**Instructions to follow**:
What lines of the data hold the string "that"? Pull each one out.
##### Material provided #####
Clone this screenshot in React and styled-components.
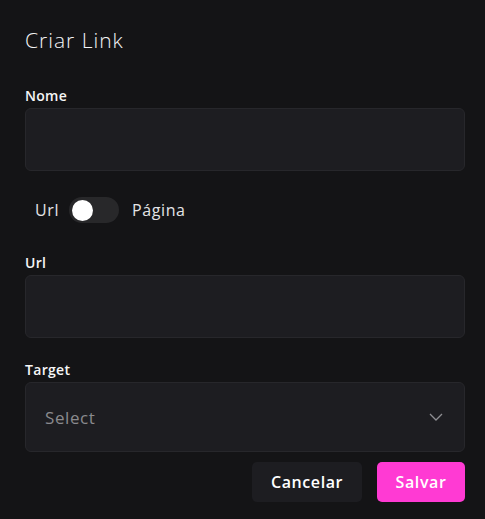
import React, { useState } from "react";
import styled, { createGlobalStyle } from "styled-components";

const Global = createGlobalStyle`
  html, body { margin: 0; padding: 0; background: #141416; }
  body { font-family: "Open Sans", "Noto Sans", sans-serif; color: #f2f2f2; }
  * { box-sizing: border-box; }
`;

const Page = styled.div`
  width: 485px;
  height: 519px;
  padding: 26px 20px 0 25px;
  display: flex;
  flex-direction: column;
`;

const Title = styled.h1`
  margin: 0;
  font-size: 21px;
  line-height: 28px;
  font-weight: 300;
  letter-spacing: 1px;
  color: #f4f4f6;
`;

const Field = styled.div`
  display: flex;
  flex-direction: column;
  gap: 2px;
  margin-top: ${(p) => p.$top}px;
`;

const Label = styled.label`
  font-size: 14px;
  line-height: 20px;
  font-weight: 600;
  letter-spacing: 0.3px;
  color: #f6f6f6;
`;

const Input = styled.input`
  width: 440px;
  height: 63px;
  background: #1d1d21;
  border: 1px solid #27272b;
  border-radius: 6px;
  outline: none;
  color: #eee;
  font: inherit;
  padding: 0 19px;
`;

const SelectBox = styled.div`
  width: 440px;
  height: 70px;
  background: #1d1d21;
  border: 1px solid #27272b;
  border-radius: 6px;
  display: flex;
  align-items: center;
  justify-content: space-between;
  padding: 0 21px 0 19px;
`;

const Placeholder = styled.span`
  font-size: 17px;
  letter-spacing: 0.6px;
  color: #8a8a8e;
`;

const ToggleRow = styled.div`
  margin-top: 26px;
  height: 26px;
  display: flex;
  align-items: center;
  padding-left: 10px;
  font-size: 16px;
  font-weight: 500;
  letter-spacing: 0.6px;
  color: #e4e4e6;
`;

const Track = styled.button`
  width: 50px;
  height: 26px;
  margin: 0 13px 0 10px;
  border-radius: 13px;
  border: none;
  background: #28282a;
  padding: 0 3px;
  display: flex;
  align-items: center;
  justify-content: ${(p) => (p.$on ? "flex-end" : "flex-start")};
  cursor: pointer;
`;

const Knob = styled.span`
  width: 21px;
  height: 21px;
  border-radius: 50%;
  background: #ffffff;
`;

const Actions = styled.div`
  margin-top: 10px;
  display: flex;
  justify-content: flex-end;
  gap: 15px;
`;

const Button = styled.button`
  height: 40px;
  width: ${(p) => p.$w}px;
  border: none;
  border-radius: 5px;
  font: inherit;
  font-size: 16px;
  font-weight: 600;
  letter-spacing: 0.6px;
  color: #fff;
  background: ${(p) => (p.$primary ? "#ff3ad3" : "#1d1d21")};
  cursor: pointer;
`;

export default function App() {
  const [on, setOn] = useState(false);
  return (
    <Page>
      <Global />
      <Title>Criar Link</Title>
      <Field $top={32}>
        <Label>Nome</Label>
        <Input />
      </Field>
      <ToggleRow>
        <span>Url</span>
        <Track $on={on} onClick={() => setOn(!on)}>
          <Knob />
        </Track>
        <span>Página</span>
      </ToggleRow>
      <Field $top={30}>
        <Label>Url</Label>
        <Input />
      </Field>
      <Field $top={22}>
        <Label>Target</Label>
        <SelectBox>
          <Placeholder>Select</Placeholder>
          <svg width="14" height="8" viewBox="0 0 14 8" fill="none">
            <path d="M1 1l6 6 6-6" stroke="#8e8e92" strokeWidth="1.3" />
          </svg>
        </SelectBox>
      </Field>
      <Actions>
        <Button $w={110}>Cancelar</Button>
        <Button $w={88} $primary>
          Salvar
        </Button>
      </Actions>
    </Page>
  );
}
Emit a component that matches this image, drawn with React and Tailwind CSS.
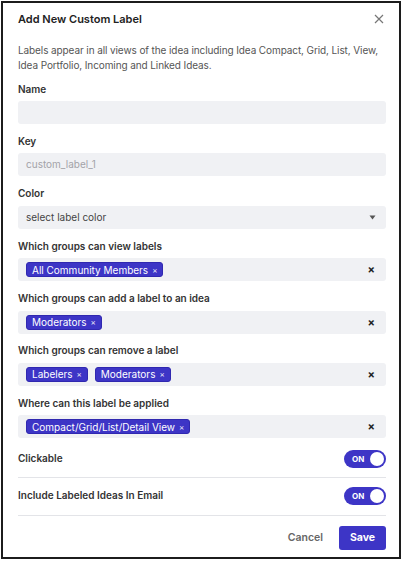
import React from 'react';

const font = { fontFamily: 'Inter, "Noto Sans", sans-serif' };

function Chip({ children }) {
    return (
        <span className="inline-flex items-center gap-[4px] h-[15px] px-[5px] rounded-[3px] bg-[#3d35c6] border border-[#3028b0] text-white text-[10px] leading-none">
            {children}
            <span className="text-[8px] leading-none opacity-90">×</span>
        </span>
    );
}

function Field({ label, children }) {
    return (
        <div className="mb-[10.4px]">
            <div className="h-[14px] flex items-center text-[10px] font-semibold text-[#333]">{label}</div>
            <div className="mt-[5px]">{children}</div>
        </div>
    );
}

function Box({ children, className = '' }) {
    return (
        <div className={`h-[23px] rounded-[3px] bg-[#f0f1f4] flex items-center px-[8px] ${className}`}>{children}</div>
    );
}

function MultiBox({ chips }) {
    return (
        <Box className="justify-between">
            <div className="flex items-center gap-[7px]">
                {chips.map((c) => (
                    <Chip key={c}>{c}</Chip>
                ))}
            </div>
            <span className="text-[11px] font-bold text-[#222] leading-none mr-[3px]">×</span>
        </Box>
    );
}

function Toggle() {
    return (
        <div className="w-[42px] h-[18px] rounded-full bg-[#3d35c6] flex items-center justify-between pl-[8px] pr-[2px]">
            <span className="text-[8px] font-bold text-white leading-none">ON</span>
            <span className="w-[14px] h-[14px] rounded-full bg-white" />
        </div>
    );
}

export default function App() {
    return (
        <div className="w-[402px] h-[561px] bg-white pt-px pl-px" style={font}>
            <div className="w-[400px] h-[558px] border-2 border-[#1c1c1c] pt-[8px] pl-[15px] pr-[13px] pb-[8px] flex flex-col">
                <div className="flex items-center justify-between h-[16px]">
                    <h2 className="text-[11px] font-semibold text-[#222]">Add New Custom Label</h2>
                    <svg width="10" height="10" viewBox="0 0 10 10" className="mr-[2px]">
                        <path d="M1 1L9 9M9 1L1 9" stroke="#777" strokeWidth="1.2" />
                    </svg>
                </div>

                <p className="mt-[16px] text-[10px] tracking-[-0.1px] leading-[15px] text-[#555]">
                    Labels appear in all views of the idea including Idea Compact, Grid, List, View, Idea Portfolio, Incoming and Linked Ideas.
                </p>

                <div className="mt-[9px]">
                    <Field label="Name">
                        <Box />
                    </Field>
                    <Field label="Key">
                        <Box>
                            <span className="text-[10px] text-[#a3a3a8]">custom_label_1</span>
                        </Box>
                    </Field>
                    <Field label="Color">
                        <Box className="justify-between">
                            <span className="text-[10px] text-[#444]">select label color</span>
                            <svg width="7" height="5" viewBox="0 0 7 5" className="mr-[2px]">
                                <path d="M0.5 0.5H6.5L3.5 4.5Z" fill="#555" />
                            </svg>
                        </Box>
                    </Field>
                    <Field label="Which groups can view labels">
                        <MultiBox chips={['All Community Members']} />
                    </Field>
                    <Field label="Which groups can add a label to an idea">
                        <MultiBox chips={['Moderators']} />
                    </Field>
                    <Field label="Which groups can remove a label">
                        <MultiBox chips={['Labelers', 'Moderators']} />
                    </Field>
                    <Field label="Where can this label be applied">
                        <MultiBox chips={['Compact/Grid/List/Detail View']} />
                    </Field>
                </div>

                <div className="-mt-[10px] flex items-center justify-between pt-[11px] pb-[9px] border-b border-[#e3e4e8]">
                    <span className="text-[10px] font-semibold text-[#333]">Clickable</span>
                    <Toggle />
                </div>
                <div className="flex items-center justify-between pt-[9px] pb-[10px] border-b border-[#e3e4e8]">
                    <span className="text-[10px] font-semibold text-[#333]">Include Labeled Ideas In Email</span>
                    <Toggle />
                </div>

                <div className="flex items-center justify-end gap-[16px] pt-[10px]">
                    <button className="text-[10.5px] font-semibold text-[#666]">Cancel</button>
                    <button className="w-[47px] h-[24px] rounded-[3px] bg-[#3d35c6] text-white text-[10.5px] font-bold">Save</button>
                </div>
            </div>
        </div>
    );
}
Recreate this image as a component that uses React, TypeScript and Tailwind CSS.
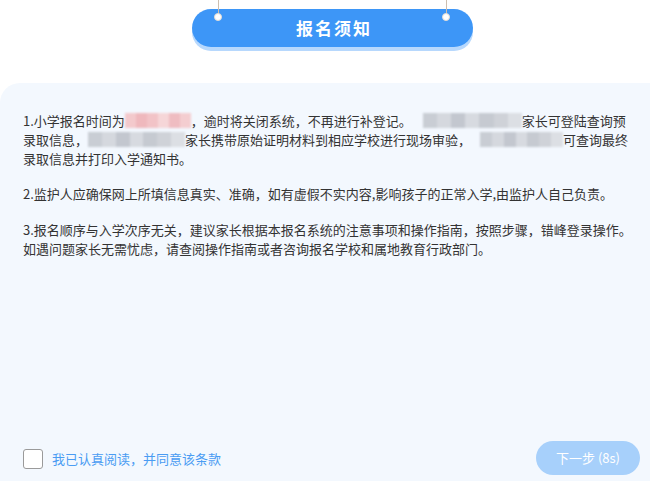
import React from 'react';

// blurred-out placeholder used where the original text was masked
function Masked({ width, tones }: { width: number; tones: string[] }) {
  return (
    <span
      className="inline-flex h-[15px] align-[-2px] overflow-hidden blur-[1.2px]"
      style={{ width }}
    >
      {tones.map((t, i) => (
        <span key={i} className="h-full flex-1" style={{ backgroundColor: t }} />
      ))}
    </span>
  );
}

const pink = ['#f3c9cc', '#efb8bd', '#f2c3c7', '#f6d6d8', '#efbcc1', '#f4cdd0'];
const gray = ['#c9cdd4', '#d5d8de', '#c3c7cf', '#d7dae0', '#c6cad1', '#cfd2d8', '#dcdfe4'];

export default function App() {
  return (
    <div
      className="flex h-[481px] w-[650px] flex-col overflow-hidden bg-white"
      style={{ fontFamily: '"Noto Sans CJK SC", "Noto Sans", sans-serif' }}
    >
      {/* hanging title plate */}
      <div className="flex h-[83px] justify-center">
        <div className="relative mt-[9px] ml-[14px] flex h-[38px] w-[281px] items-center justify-center rounded-full bg-[#3d96f7] shadow-[0_4px_0_#b7d8fd]">
          <span className="absolute left-[26px] -top-[9px] h-[17px] w-px bg-[#cdbfb0]" />
          <span className="absolute right-[26px] -top-[9px] h-[17px] w-px bg-[#cdbfb0]" />
          <span className="absolute left-[22.5px] top-[4px] h-[8px] w-[8px] rounded-full border border-[#e3dcd4] bg-white" />
          <span className="absolute right-[22.5px] top-[4px] h-[8px] w-[8px] rounded-full border border-[#e3dcd4] bg-white" />
          <span className="ml-[4px] text-[17px] font-bold tracking-[2px] text-white">报名须知</span>
        </div>
      </div>

      {/* notice panel */}
      <div className="flex flex-1 flex-col rounded-tl-[20px] bg-[#f3f8fe] pl-[23px] pr-[14px] pt-[28px] pb-[6px]">
        <div className="flex-1 text-[13px] leading-[19px] text-[#333]">
          <p className="mb-[16px]">
            1.小学报名时间为<Masked width={66} tones={pink} />，逾时将关闭系统，不再进行补登记。
            <span className="inline-block w-[11px]" />
            <Masked width={99} tones={gray} />家长可登陆查询预录取信息，
            <Masked width={97} tones={gray} />家长携带原始证明材料到相应学校进行现场审验，
            <span className="inline-block w-[9px]" />
            <Masked width={83} tones={gray} />可查询最终录取信息并打印入学通知书。
          </p>
          <p className="mb-[17px]">
            2.监护人应确保网上所填信息真实、准确，如有虚假不实内容,影响孩子的正常入学,由监护人自己负责。
          </p>
          <p>
            3.报名顺序与入学次序无关，建议家长根据本报名系统的注意事项和操作指南，按照步骤，错峰登录操作。如遇问题家长无需忧虑，请查阅操作指南或者咨询报名学校和属地教育行政部门。
          </p>
        </div>

        <div className="-mr-[4px] flex items-center justify-between">
          <label className="flex items-center gap-[9px] pt-[1px]">
            <span className="h-[20px] w-[20px] rounded-[3px] border border-[#9a9a9a] bg-white" />
            <span className="text-[13px] text-[#4a9cf3]">我已认真阅读，并同意该条款</span>
          </label>
          <button className="h-[34px] w-[104px] rounded-full bg-[#a7d0fb] text-[13px] text-white">
            下一步 (8s)
          </button>
        </div>
      </div>
    </div>
  );
}
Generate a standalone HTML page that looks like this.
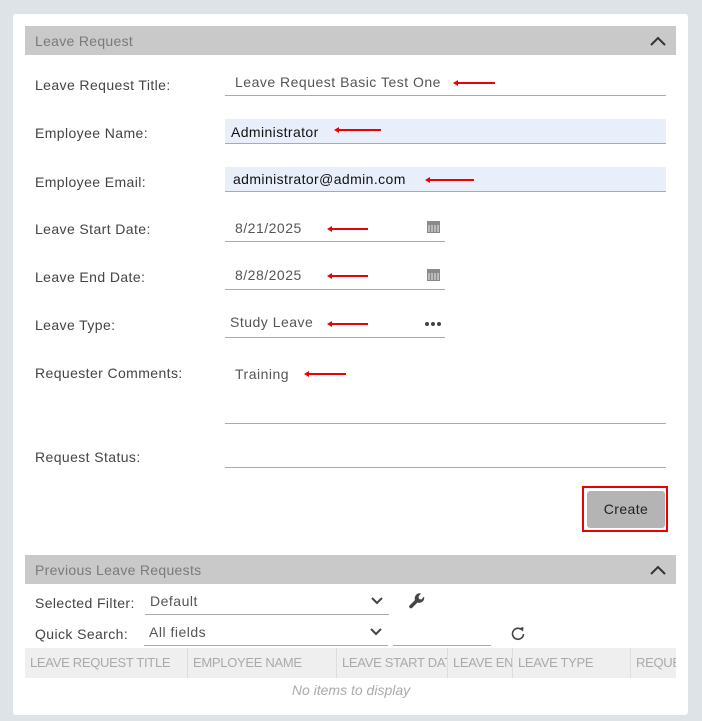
#####
**Correct result**:
Emit a component that matches this image, drawn with React and Tailwind CSS.
Recreate this image as a component that uses React, TypeScript and Tailwind CSS.
Generate a standalone HTML page that looks like this.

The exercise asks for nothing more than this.